The film is based on a 1985 novel by author Orson Scott Card and features a boy called Ender training to battle a species of bug like aliens somewhat hilariously called ‘Buggers’. I guess that doesn’t translate to the US the same way we use it over here (they’re rebranded Formics for the film). The story isn’t the issue, reviews are positive and the novel won various awards.
So why are there calls to boycott the film from the US rights groups? The problem is with the author. Simply put, Card hates LGBT people. No, really. Here are some choice quotes:
- In 1990, Card suggested anti-homosexuality laws should “remain on the books, not to be indiscriminately enforced against anyone who happens to be caught violating them, but to be used when necessary to send a clear message that those who flagrantly violate society’s regulation of sexual behaviour cannot be permitted to remain as acceptable, equal citizens within that society.”
- Card is firmly against same-sex marriage. “If the Constitution is defined in such a way as to destroy the privileged position of marriage, it is that insane Constitution, not marriage, that will die.”
- Card was on the board of National Organisation for Marriage, a group that opposes same-sex unions.
- He drops pearls of wisdom like this: “The dark secret of homosexual societythe one that dares not speak its nameis how many homosexuals first entered into that world through a disturbing seduction or rape or molestation or abuse, and how many of them yearn to get out of the homosexual community and live normally.”
- And this: “I was not trying to show that homosexuality was ‘beautiful’ or ‘natural’in fact, sex of any kind is likely to be ‘beautiful’ only to the participants, and it is hard to make a case for the naturalness of such an obviously counter-evolutionary trend as same-sex mating.”
It goes on and on. It’s interesting that Card has attempted to distance himself from these comments in 2013, when it became clear he was damaging the prospects of the film adaptation. Indeed, Card has not been included on panels with the film’s cast and Lionsgate publicly came out in support of gay marriage.
Interestingly, ‘Milk’ screenwriter Dustin Lance Black and the film’s star, Harrison Ford, have spoken out against the boycott suggesting that the people who worked on the film are pro same-sex marriage and that the film promotes inclusion. Is it pointless to boycott a film when Card has already received his rights money?
I’m not so sure. Granted my box office money wouldn’t be lining a homophobe’s pocket directly, but going to see the film feels like tacit approval. If it’s a success you can bet your bottom Hollywood dollar that other properties of his will be snapped up. What also bothers me is that in their quest for a new Potter, Lionsgate didn’t do the most fundamental research on Card.
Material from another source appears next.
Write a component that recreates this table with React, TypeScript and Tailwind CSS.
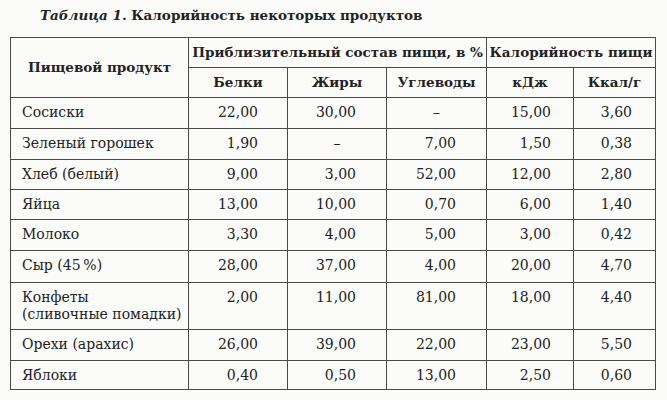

IT’S ON HIS WIKIPEDIA, PEOPLE. It’s a shame they made a film with liability attached but perhaps an even bigger shame no one thought to not pay such a hateful man money right at the get go. I’m not going to feel bad for the studio. Didn’t anyone, cast or crew, think to google him?
This is not about religion. Most Mormon (Card has hidden behind his religion as a defence) people are pro gay-marriage – at least the ones I’ve chatted to about this on Twitter. This is about a man who hates gay people. I am a gay person and I’ll be damned if I go see his film. It’s a personal choice, of course – it’ s a big half-term movie and I’m sure kids will love it, but I think everyone should know the background.
It’s an interesting message to authors, I think, the message being – you represent your work. An author and their books are permanently entwined. Card isn’t the only author I won’t read because of their douchey public behaviour. Watch yo mouth, folks.
UPDATE: I was in a bookshop earlier and saw a lovely nice big pile of the original Orson Scott Card novels now with a film tie-in. It suddenly occurred to me that actually the film IS directly lining a homophobe’s pockets – I’m quite sure sales of this tie-in will be doing very nicely indeed. A quick check on Amazon confirms this.
It pisses me right off. It shouldn’t but it does. People can buy whatever books they want to buy, but it stings. This is a man who hates me. He hates my boyfriend. He hates my friends who are basically my family. I tell you what, why don’t we take the £7.99 for the book and just pay it straight into my newly set up HATE FOUNDATION?
I guess the problem is that Lionsgate have (unwittingly) endorsed a homophobe, as have Orbit, the UK publisher. It troubles me because I KNOW he’s a homophobe, but most filmgoers and Waterstones browsers don’t. While the book isn’t subliminally suggesting people hate LGBT people it is making a bad man richer in my opinion. Yes, I am allowed one.
Anyway, that’s why I won’t be seeing this YA adaptation.